Leak emphasized that simple everyday tasks can make a difference.

“Everyone can do something,” Leak said. “We have been encouraged here by BYU faculty members to conserve water. Each individual can have an impact, and in the sustainability office, our primary goal is to increase awareness and engage students and staff in the solutions.”

Another way BYU is fighting the drought and this week’s heat wave is by conserving water.

According to BYU’s Sustainability website, BYU has reduced water usage from faucets and flush valves by 50% by using high-efficiency plumbing fixtures and appliances.

“Moreover, we have replaced water cooled condensers with air-cooled to reduce water consumption. These measures help to keep the environment healthy,” the website says. “Additionally sprinkling systems are designed with optimum dispersion rates and water audits are conducted to ensure ideal efficiency.”

The website also explained how Dining Services integrates locally-grown and organic foods into their menus.

“Food service equipment purchased since the end of 2006 is ‘energy rated’ and uses less gas, electricity, and water than comparable models. In 2008 we took advantage of a new cafeteria, the Commons at the Cannon Center, to install dishwashers that recycle water from previous washes for early rinse cycles in the next washing,” the website says.

Road buckles on I-15

Back in mid July, the Utah Department of Transportation warned of buckling roads during the summer’s heat wave.
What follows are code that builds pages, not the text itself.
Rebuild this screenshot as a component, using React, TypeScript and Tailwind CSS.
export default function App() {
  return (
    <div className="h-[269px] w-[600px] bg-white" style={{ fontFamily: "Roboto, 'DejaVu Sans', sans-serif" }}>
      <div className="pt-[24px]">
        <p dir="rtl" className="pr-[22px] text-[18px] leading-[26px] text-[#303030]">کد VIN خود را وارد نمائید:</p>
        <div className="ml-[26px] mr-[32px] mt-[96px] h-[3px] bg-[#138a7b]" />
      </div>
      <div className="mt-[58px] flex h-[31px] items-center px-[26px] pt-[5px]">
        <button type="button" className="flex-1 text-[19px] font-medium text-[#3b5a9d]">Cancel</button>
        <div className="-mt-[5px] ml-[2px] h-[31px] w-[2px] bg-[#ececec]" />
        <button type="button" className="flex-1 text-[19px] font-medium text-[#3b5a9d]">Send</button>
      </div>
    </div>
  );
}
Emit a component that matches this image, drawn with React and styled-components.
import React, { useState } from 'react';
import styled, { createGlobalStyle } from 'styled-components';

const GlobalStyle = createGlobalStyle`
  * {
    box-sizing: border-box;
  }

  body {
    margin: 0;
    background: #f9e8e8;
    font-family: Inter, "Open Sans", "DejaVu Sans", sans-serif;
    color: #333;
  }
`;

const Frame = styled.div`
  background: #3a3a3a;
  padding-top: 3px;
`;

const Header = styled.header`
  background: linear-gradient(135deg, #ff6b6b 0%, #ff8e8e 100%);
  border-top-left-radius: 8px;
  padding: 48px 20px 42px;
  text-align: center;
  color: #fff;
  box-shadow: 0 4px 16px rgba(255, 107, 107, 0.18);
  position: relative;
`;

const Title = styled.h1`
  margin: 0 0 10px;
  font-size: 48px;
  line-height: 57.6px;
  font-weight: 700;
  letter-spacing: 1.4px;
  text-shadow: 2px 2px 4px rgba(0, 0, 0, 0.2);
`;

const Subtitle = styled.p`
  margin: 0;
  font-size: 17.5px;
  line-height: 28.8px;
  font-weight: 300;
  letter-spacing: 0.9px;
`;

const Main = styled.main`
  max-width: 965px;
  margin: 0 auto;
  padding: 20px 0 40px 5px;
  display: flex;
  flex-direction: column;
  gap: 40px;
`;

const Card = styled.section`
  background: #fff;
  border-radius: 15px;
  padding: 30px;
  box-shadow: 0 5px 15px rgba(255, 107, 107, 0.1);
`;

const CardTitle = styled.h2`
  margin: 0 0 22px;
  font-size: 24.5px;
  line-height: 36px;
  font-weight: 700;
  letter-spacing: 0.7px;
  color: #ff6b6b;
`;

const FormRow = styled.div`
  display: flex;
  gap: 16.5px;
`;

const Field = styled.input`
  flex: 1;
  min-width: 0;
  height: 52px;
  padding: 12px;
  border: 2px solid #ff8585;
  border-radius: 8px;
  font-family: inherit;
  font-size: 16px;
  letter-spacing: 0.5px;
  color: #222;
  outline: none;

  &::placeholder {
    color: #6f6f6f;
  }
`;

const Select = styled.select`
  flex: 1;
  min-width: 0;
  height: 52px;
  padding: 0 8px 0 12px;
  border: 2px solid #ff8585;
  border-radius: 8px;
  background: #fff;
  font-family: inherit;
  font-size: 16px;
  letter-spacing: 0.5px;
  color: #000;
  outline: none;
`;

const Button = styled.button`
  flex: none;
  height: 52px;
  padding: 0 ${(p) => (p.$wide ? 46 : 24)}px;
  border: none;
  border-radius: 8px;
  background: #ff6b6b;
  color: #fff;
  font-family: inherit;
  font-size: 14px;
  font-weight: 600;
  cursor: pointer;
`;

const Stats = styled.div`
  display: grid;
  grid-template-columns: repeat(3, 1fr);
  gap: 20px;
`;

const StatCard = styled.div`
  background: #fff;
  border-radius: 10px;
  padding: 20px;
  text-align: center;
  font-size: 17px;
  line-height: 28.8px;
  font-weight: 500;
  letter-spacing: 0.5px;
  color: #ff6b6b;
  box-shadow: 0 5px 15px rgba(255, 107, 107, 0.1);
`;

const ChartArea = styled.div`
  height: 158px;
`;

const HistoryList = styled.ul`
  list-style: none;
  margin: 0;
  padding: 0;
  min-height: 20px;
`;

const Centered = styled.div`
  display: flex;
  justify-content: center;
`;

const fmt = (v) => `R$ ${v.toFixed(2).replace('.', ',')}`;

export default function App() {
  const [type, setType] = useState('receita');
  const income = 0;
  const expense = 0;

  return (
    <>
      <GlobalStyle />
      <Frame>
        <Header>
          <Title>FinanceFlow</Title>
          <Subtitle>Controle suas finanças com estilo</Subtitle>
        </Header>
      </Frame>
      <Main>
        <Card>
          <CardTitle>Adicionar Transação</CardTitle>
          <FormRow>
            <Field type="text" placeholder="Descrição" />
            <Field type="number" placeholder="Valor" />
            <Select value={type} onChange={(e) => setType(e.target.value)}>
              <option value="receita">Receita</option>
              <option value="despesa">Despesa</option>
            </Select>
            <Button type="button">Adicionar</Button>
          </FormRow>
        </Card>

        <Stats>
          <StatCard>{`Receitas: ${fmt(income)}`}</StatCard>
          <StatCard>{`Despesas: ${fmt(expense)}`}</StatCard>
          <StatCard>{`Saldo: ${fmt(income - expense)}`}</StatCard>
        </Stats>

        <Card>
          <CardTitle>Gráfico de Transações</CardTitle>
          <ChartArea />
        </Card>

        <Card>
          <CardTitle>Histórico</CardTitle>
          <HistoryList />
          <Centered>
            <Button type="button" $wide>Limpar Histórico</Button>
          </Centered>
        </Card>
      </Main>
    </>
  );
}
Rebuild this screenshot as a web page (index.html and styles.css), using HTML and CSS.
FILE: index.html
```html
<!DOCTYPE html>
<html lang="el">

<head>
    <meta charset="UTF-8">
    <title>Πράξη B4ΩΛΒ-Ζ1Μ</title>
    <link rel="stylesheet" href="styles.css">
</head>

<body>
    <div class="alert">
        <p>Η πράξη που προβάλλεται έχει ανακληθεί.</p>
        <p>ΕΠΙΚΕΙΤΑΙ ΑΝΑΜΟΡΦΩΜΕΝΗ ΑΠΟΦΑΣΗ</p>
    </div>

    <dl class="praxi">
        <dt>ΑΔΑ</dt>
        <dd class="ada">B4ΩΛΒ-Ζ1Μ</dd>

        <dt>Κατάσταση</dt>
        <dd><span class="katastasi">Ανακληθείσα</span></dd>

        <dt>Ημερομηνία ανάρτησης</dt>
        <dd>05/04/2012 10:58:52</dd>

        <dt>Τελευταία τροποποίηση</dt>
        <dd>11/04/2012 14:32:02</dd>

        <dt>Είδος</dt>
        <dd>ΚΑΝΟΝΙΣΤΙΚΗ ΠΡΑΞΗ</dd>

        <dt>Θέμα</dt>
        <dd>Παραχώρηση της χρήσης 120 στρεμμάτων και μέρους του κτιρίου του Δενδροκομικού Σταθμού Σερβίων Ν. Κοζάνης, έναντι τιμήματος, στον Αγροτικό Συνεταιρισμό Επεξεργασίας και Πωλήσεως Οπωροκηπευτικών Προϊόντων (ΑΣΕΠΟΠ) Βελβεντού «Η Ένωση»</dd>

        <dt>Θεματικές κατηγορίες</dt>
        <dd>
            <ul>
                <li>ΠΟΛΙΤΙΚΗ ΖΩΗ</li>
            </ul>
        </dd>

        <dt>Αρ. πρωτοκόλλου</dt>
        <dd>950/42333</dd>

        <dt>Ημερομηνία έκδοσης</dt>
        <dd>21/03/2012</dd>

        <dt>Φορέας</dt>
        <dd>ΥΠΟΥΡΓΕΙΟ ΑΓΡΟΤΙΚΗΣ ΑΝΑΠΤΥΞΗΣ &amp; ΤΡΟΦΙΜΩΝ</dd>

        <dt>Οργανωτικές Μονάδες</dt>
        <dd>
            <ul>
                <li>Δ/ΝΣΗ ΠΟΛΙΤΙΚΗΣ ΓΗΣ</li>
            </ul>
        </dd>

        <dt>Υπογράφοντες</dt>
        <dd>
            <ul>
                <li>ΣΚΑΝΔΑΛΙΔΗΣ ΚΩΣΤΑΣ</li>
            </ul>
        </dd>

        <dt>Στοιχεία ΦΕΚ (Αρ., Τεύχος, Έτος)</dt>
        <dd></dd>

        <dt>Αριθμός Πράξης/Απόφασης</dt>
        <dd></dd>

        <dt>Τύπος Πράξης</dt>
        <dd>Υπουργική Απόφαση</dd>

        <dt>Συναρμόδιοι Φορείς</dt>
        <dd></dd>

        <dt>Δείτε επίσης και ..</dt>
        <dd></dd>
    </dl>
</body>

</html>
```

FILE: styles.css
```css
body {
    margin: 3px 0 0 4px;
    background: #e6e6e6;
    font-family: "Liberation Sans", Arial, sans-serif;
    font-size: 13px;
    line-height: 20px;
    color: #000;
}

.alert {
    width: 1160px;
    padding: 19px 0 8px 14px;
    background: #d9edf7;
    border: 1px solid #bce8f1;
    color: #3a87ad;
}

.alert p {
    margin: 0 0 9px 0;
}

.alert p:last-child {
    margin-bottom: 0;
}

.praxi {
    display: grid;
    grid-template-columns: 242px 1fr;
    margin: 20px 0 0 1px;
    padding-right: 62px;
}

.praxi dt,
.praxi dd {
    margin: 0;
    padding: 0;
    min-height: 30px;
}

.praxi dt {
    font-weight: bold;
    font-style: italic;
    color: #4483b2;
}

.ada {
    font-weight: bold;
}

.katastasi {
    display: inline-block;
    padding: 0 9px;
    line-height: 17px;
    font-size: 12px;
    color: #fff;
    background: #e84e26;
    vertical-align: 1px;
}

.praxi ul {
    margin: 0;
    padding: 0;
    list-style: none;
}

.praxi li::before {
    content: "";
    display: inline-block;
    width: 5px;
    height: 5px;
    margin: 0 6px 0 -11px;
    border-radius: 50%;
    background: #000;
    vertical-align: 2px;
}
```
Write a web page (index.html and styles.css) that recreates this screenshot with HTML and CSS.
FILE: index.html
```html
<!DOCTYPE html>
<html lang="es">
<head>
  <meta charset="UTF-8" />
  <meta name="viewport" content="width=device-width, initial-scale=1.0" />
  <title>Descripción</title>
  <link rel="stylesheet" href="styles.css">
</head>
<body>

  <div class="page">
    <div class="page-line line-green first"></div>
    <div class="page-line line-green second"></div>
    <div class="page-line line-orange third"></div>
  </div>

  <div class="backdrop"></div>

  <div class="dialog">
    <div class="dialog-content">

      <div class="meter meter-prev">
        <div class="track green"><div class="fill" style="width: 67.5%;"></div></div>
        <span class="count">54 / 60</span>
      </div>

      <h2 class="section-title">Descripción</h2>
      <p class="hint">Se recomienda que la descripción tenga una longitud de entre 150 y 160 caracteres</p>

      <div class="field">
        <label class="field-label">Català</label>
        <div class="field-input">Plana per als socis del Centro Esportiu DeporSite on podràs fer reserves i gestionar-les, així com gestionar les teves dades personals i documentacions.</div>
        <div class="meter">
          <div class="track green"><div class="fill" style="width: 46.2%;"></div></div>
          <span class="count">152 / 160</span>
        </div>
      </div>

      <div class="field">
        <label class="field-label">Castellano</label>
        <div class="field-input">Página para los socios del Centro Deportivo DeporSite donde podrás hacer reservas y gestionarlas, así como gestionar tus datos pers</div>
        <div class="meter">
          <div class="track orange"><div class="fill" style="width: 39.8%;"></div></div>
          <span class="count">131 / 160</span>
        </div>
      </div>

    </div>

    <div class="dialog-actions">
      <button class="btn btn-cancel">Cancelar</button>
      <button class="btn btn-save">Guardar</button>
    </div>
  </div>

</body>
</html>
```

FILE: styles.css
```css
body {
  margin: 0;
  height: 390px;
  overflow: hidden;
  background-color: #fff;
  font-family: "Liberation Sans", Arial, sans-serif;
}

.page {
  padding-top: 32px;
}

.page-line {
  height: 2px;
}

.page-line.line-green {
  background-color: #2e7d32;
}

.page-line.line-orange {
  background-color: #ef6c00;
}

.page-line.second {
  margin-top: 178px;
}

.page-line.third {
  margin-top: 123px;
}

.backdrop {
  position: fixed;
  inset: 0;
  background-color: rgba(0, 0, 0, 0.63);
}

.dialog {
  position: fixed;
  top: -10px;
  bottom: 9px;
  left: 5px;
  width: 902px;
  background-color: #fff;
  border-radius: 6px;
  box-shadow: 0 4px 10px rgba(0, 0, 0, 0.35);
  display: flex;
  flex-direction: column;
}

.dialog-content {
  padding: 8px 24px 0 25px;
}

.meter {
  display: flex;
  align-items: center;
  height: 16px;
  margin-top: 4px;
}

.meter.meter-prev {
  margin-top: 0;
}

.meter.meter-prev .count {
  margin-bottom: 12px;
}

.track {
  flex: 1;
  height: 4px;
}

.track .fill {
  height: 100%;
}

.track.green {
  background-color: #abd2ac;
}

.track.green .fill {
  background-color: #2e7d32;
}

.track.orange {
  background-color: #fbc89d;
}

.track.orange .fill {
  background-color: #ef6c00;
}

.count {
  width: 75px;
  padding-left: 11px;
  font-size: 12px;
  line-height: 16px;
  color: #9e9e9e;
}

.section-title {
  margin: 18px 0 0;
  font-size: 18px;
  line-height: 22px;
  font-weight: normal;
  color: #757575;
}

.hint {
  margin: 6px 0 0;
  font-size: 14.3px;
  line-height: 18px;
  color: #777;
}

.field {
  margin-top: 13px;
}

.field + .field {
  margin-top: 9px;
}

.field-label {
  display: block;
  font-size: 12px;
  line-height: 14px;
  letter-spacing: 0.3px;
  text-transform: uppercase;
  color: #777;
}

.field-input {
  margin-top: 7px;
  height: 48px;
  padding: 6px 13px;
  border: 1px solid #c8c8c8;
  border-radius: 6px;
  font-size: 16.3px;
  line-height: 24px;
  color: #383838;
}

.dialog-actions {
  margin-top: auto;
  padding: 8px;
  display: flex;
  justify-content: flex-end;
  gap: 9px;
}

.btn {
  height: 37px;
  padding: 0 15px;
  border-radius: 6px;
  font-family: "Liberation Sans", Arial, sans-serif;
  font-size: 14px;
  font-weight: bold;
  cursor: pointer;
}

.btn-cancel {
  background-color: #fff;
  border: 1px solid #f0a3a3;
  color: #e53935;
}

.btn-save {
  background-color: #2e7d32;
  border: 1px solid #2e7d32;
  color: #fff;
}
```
Even though Utah has a historical record of high temperatures during the months of July and August, this year the state has experienced a record-breaking heat wave during the first two weeks of September.

“Anecdotally this year it’s been super hot and we have seen road buckling most frequently this year,” Utah Department of Transportation spokesman Mitchell Shaw said. “Last week’s Centerville road buckle at the I-15 couldn’t have happened on a worse time since it was during the evening commute, or at a worse road.”

According to Shaw, the concrete in the I-15 roads is meant to compact and also expand when it is hot.

“If someone is driving in the road and they see the road buckles, we want them to call 911 because it’s not safe to drive in that section of the road,” Shaw said. “Any number of things can happen, including a car crash. So we get alerted when we find out about a buckle and we are out there immediately and it actually only took us about four hours in the case of the Centerville buckle. We go there, we dig out the concrete and we put out new asphalt.”

According to Shaw, the problem with road buckles is that they are impassible to predict and the only thing UDOT can do is keep an eye on the roads, especially during a heat wave.

“To be brutally honest, there’s not a lot that can be done as preventative measures and we just need to be proactive when things like this happen,” Shaw said.

Shaw explained the UDOT is doing an environmental study, which is still in its very early stages, on that Centerville section of the I-15, from Farmington to Salt Lake City.

“Essentially we are gathering information and feedback from people who drive on the road from those cities and studying what we can do and how to get funding to put newer pavement into place, since road buckles are less likely to happen with it,” Shaw said.

Half days to protect students from high temperatures

Box Elder school district Superintendent Steve Carlsen said Box Elder was one of the Utah school districts to kick off classes the latest, on Aug. 29.

Carlsen said the last several years they started school with half days for the first week. However, when school officials looked at the weather extended forecast and saw that the first two weeks of September were going to have extremely high and record breaking temperatures, it was decided to extend the half days until Sept. 7.

“It does concern me because it is not as much of a cool-off day tomorrow as it was initially suggested in the weather forecast,” Carlsen said. “We are suggesting teachers to make sure their students have water bottles and be outside the classrooms to do activities if necessary.”

The weather forecast for Thursday shows a decrease in the temperature, but Utahns will not notice a dramatic difference in the heat. Yet, the Box Elder school district has decided to stick to their decision of going back to full days after Wednesday.

“We have so many families where both parents work and making arrangements to take care of the kids when they get out of school earlier can become a challenge,” Carlsen said.

Box Elder school district’s superintendent also explained how the students’ parents are the main directors of their children’s education and therefore, they can still choose to take their kids out of school early this week.

“We sent an email out to let parents know that if they have a child who has a specific health condition, then they are welcome to keep their children home or pick them up after the first four hours of school,” Carlsen said. “We will make sure the students are caught up with homework even if they leave earlier.”